_Brief:_ Write out all of the records precisely. Skip anything that is a picture.

_Data shown:_
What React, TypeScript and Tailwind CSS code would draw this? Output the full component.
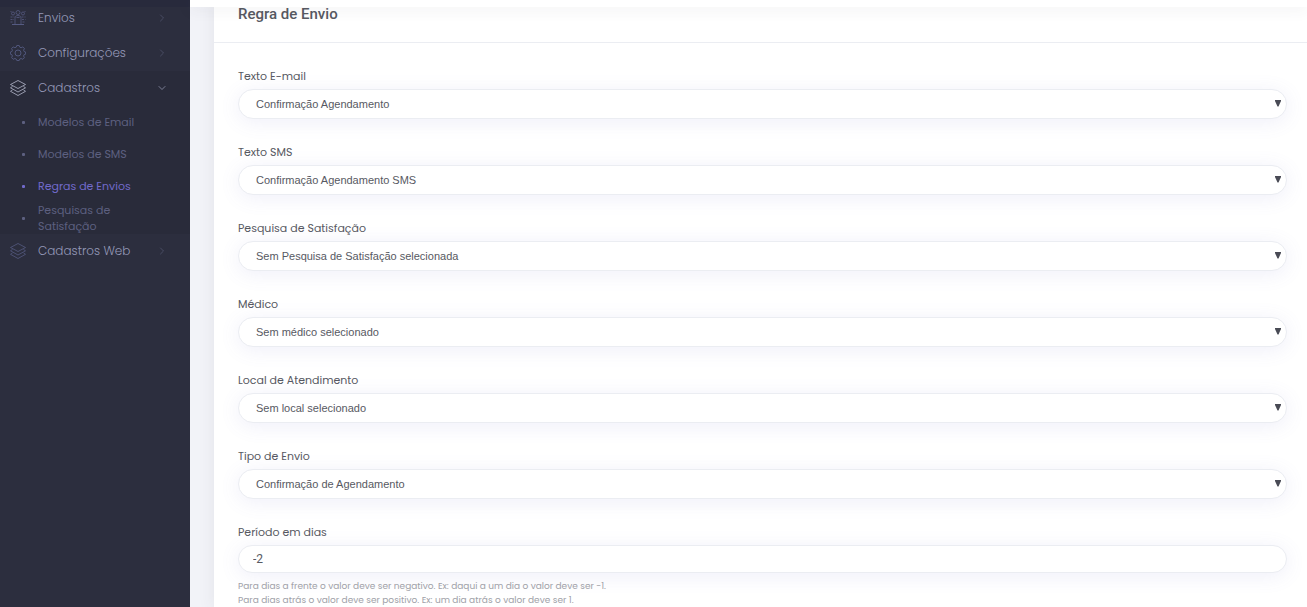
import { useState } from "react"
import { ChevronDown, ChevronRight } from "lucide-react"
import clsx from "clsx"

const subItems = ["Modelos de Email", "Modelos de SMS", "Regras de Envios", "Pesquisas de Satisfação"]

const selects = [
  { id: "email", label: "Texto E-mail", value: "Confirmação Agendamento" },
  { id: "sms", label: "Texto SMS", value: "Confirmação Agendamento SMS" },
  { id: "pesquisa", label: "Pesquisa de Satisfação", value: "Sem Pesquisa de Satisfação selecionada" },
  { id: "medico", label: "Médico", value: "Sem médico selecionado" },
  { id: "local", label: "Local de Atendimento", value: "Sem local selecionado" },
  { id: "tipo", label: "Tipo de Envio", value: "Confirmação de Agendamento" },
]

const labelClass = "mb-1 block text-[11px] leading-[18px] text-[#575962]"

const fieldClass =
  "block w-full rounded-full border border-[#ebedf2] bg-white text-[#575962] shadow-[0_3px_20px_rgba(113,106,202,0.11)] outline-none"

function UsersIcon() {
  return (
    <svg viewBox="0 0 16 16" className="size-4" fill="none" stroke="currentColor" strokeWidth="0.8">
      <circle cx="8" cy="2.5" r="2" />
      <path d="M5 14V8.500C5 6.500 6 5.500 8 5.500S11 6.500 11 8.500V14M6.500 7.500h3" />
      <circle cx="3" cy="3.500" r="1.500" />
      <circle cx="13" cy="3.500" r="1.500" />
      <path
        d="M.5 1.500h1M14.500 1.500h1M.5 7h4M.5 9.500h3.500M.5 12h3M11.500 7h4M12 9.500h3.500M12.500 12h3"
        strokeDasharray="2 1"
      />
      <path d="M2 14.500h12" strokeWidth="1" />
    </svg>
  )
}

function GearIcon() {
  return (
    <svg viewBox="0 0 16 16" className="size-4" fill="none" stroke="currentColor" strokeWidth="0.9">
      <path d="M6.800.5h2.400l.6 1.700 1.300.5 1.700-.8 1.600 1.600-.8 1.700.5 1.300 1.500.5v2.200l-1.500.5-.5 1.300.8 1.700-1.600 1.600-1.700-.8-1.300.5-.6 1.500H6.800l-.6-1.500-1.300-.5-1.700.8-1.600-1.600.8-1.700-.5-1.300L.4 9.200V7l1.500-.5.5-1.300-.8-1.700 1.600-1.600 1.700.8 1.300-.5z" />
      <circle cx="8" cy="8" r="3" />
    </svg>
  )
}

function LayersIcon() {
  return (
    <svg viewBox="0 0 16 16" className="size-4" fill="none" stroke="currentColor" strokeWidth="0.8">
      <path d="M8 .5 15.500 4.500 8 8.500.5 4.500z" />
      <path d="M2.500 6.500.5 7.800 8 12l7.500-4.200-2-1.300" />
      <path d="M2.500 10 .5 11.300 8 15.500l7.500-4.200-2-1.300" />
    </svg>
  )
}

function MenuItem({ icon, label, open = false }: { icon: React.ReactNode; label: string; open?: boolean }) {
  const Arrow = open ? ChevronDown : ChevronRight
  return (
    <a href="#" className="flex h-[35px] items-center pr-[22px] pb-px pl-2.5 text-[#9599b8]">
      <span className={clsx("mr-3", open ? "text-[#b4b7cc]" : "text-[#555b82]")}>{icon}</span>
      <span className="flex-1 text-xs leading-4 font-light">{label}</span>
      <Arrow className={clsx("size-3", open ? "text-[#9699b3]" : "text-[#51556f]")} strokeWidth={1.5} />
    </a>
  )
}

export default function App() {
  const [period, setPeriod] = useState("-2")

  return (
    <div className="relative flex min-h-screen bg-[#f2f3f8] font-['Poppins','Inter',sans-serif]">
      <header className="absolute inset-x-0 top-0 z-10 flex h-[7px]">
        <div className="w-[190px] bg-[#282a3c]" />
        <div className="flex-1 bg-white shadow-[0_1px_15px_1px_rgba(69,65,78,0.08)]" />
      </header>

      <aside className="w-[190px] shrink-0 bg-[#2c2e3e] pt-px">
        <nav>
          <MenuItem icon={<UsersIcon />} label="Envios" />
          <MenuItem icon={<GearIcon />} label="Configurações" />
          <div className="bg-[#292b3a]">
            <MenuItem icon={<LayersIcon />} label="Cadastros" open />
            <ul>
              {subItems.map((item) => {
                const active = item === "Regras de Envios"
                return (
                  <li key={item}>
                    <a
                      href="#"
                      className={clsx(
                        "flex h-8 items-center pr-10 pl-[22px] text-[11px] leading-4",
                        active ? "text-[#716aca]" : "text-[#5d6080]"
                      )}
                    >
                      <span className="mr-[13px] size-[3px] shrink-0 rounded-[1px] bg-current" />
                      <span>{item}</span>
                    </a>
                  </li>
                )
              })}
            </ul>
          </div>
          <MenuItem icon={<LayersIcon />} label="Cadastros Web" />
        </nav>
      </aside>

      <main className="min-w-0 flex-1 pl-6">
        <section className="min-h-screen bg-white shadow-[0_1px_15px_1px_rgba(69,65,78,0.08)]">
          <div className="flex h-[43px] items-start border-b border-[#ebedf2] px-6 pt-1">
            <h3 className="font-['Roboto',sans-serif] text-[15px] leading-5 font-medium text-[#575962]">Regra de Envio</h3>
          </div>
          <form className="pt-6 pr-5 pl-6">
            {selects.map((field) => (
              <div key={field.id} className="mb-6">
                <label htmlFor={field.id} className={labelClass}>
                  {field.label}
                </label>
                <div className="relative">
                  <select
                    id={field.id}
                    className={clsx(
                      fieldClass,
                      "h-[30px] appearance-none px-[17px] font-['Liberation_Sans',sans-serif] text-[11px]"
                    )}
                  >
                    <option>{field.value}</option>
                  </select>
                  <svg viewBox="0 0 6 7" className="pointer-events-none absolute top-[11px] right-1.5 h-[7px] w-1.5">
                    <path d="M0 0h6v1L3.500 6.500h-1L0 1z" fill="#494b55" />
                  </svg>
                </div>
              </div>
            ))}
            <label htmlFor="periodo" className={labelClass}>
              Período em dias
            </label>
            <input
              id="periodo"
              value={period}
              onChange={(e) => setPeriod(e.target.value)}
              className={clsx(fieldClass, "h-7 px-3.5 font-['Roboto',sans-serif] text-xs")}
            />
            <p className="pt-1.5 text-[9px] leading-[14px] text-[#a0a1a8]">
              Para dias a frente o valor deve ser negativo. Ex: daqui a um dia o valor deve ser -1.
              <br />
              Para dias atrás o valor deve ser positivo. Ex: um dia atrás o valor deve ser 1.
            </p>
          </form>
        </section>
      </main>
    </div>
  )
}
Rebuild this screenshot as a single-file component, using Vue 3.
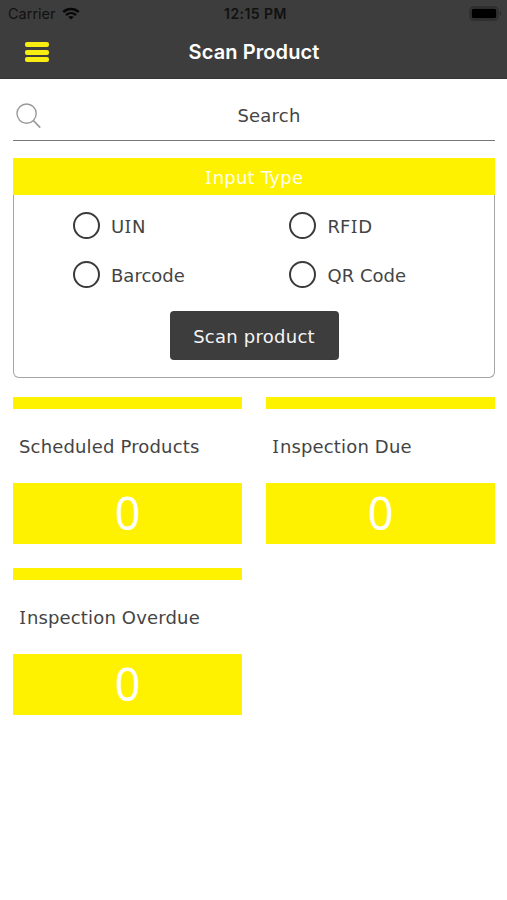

_Worked answer:_
What React, TypeScript and Tailwind CSS code would draw this? Output the full component.
import { useState } from "react"
import { ChevronDown, ChevronRight } from "lucide-react"
import clsx from "clsx"

const subItems = ["Modelos de Email", "Modelos de SMS", "Regras de Envios", "Pesquisas de Satisfação"]

const selects = [
  { id: "email", label: "Texto E-mail", value: "Confirmação Agendamento" },
  { id: "sms", label: "Texto SMS", value: "Confirmação Agendamento SMS" },
  { id: "pesquisa", label: "Pesquisa de Satisfação", value: "Sem Pesquisa de Satisfação selecionada" },
  { id: "medico", label: "Médico", value: "Sem médico selecionado" },
  { id: "local", label: "Local de Atendimento", value: "Sem local selecionado" },
  { id: "tipo", label: "Tipo de Envio", value: "Confirmação de Agendamento" },
]

const labelClass = "mb-1 block text-[11px] leading-[18px] text-[#575962]"

const fieldClass =
  "block w-full rounded-full border border-[#ebedf2] bg-white text-[#575962] shadow-[0_3px_20px_rgba(113,106,202,0.11)] outline-none"

function UsersIcon() {
  return (
    <svg viewBox="0 0 16 16" className="size-4" fill="none" stroke="currentColor" strokeWidth="0.8">
      <circle cx="8" cy="2.5" r="2" />
      <path d="M5 14V8.500C5 6.500 6 5.500 8 5.500S11 6.500 11 8.500V14M6.500 7.500h3" />
      <circle cx="3" cy="3.500" r="1.500" />
      <circle cx="13" cy="3.500" r="1.500" />
      <path
        d="M.5 1.500h1M14.500 1.500h1M.5 7h4M.5 9.500h3.500M.5 12h3M11.500 7h4M12 9.500h3.500M12.500 12h3"
        strokeDasharray="2 1"
      />
      <path d="M2 14.500h12" strokeWidth="1" />
    </svg>
  )
}

function GearIcon() {
  return (
    <svg viewBox="0 0 16 16" className="size-4" fill="none" stroke="currentColor" strokeWidth="0.9">
      <path d="M6.800.5h2.400l.6 1.700 1.300.5 1.700-.8 1.600 1.600-.8 1.700.5 1.300 1.500.5v2.200l-1.500.5-.5 1.300.8 1.700-1.600 1.600-1.700-.8-1.300.5-.6 1.500H6.800l-.6-1.500-1.300-.5-1.700.8-1.600-1.600.8-1.700-.5-1.300L.4 9.200V7l1.500-.5.5-1.300-.8-1.700 1.600-1.600 1.700.8 1.300-.5z" />
      <circle cx="8" cy="8" r="3" />
    </svg>
  )
}

function LayersIcon() {
  return (
    <svg viewBox="0 0 16 16" className="size-4" fill="none" stroke="currentColor" strokeWidth="0.8">
      <path d="M8 .5 15.500 4.500 8 8.500.5 4.500z" />
      <path d="M2.500 6.500.5 7.800 8 12l7.500-4.200-2-1.300" />
      <path d="M2.500 10 .5 11.300 8 15.500l7.500-4.200-2-1.300" />
    </svg>
  )
}

function MenuItem({ icon, label, open = false }: { icon: React.ReactNode; label: string; open?: boolean }) {
  const Arrow = open ? ChevronDown : ChevronRight
  return (
    <a href="#" className="flex h-[35px] items-center pr-[22px] pb-px pl-2.5 text-[#9599b8]">
      <span className={clsx("mr-3", open ? "text-[#b4b7cc]" : "text-[#555b82]")}>{icon}</span>
      <span className="flex-1 text-xs leading-4 font-light">{label}</span>
      <Arrow className={clsx("size-3", open ? "text-[#9699b3]" : "text-[#51556f]")} strokeWidth={1.5} />
    </a>
  )
}

export default function App() {
  const [period, setPeriod] = useState("-2")

  return (
    <div className="relative flex min-h-screen bg-[#f2f3f8] font-['Poppins','Inter',sans-serif]">
      <header className="absolute inset-x-0 top-0 z-10 flex h-[7px]">
        <div className="w-[190px] bg-[#282a3c]" />
        <div className="flex-1 bg-white shadow-[0_1px_15px_1px_rgba(69,65,78,0.08)]" />
      </header>

      <aside className="w-[190px] shrink-0 bg-[#2c2e3e] pt-px">
        <nav>
          <MenuItem icon={<UsersIcon />} label="Envios" />
          <MenuItem icon={<GearIcon />} label="Configurações" />
          <div className="bg-[#292b3a]">
            <MenuItem icon={<LayersIcon />} label="Cadastros" open />
            <ul>
              {subItems.map((item) => {
                const active = item === "Regras de Envios"
                return (
                  <li key={item}>
                    <a
                      href="#"
                      className={clsx(
                        "flex h-8 items-center pr-10 pl-[22px] text-[11px] leading-4",
                        active ? "text-[#716aca]" : "text-[#5d6080]"
                      )}
                    >
                      <span className="mr-[13px] size-[3px] shrink-0 rounded-[1px] bg-current" />
                      <span>{item}</span>
                    </a>
                  </li>
                )
              })}
            </ul>
          </div>
          <MenuItem icon={<LayersIcon />} label="Cadastros Web" />
        </nav>
      </aside>

      <main className="min-w-0 flex-1 pl-6">
        <section className="min-h-screen bg-white shadow-[0_1px_15px_1px_rgba(69,65,78,0.08)]">
          <div className="flex h-[43px] items-start border-b border-[#ebedf2] px-6 pt-1">
            <h3 className="font-['Roboto',sans-serif] text-[15px] leading-5 font-medium text-[#575962]">Regra de Envio</h3>
          </div>
          <form className="pt-6 pr-5 pl-6">
            {selects.map((field) => (
              <div key={field.id} className="mb-6">
                <label htmlFor={field.id} className={labelClass}>
                  {field.label}
                </label>
                <div className="relative">
                  <select
                    id={field.id}
                    className={clsx(
                      fieldClass,
                      "h-[30px] appearance-none px-[17px] font-['Liberation_Sans',sans-serif] text-[11px]"
                    )}
                  >
                    <option>{field.value}</option>
                  </select>
                  <svg viewBox="0 0 6 7" className="pointer-events-none absolute top-[11px] right-1.5 h-[7px] w-1.5">
                    <path d="M0 0h6v1L3.500 6.500h-1L0 1z" fill="#494b55" />
                  </svg>
                </div>
              </div>
            ))}
            <label htmlFor="periodo" className={labelClass}>
              Período em dias
            </label>
            <input
              id="periodo"
              value={period}
              onChange={(e) => setPeriod(e.target.value)}
              className={clsx(fieldClass, "h-7 px-3.5 font-['Roboto',sans-serif] text-xs")}
            />
            <p className="pt-1.5 text-[9px] leading-[14px] text-[#a0a1a8]">
              Para dias a frente o valor deve ser negativo. Ex: daqui a um dia o valor deve ser -1.
              <br />
              Para dias atrás o valor deve ser positivo. Ex: um dia atrás o valor deve ser 1.
            </p>
          </form>
        </section>
      </main>
    </div>
  )
}
Rebuild this screenshot as a single-file component, using Vue 3.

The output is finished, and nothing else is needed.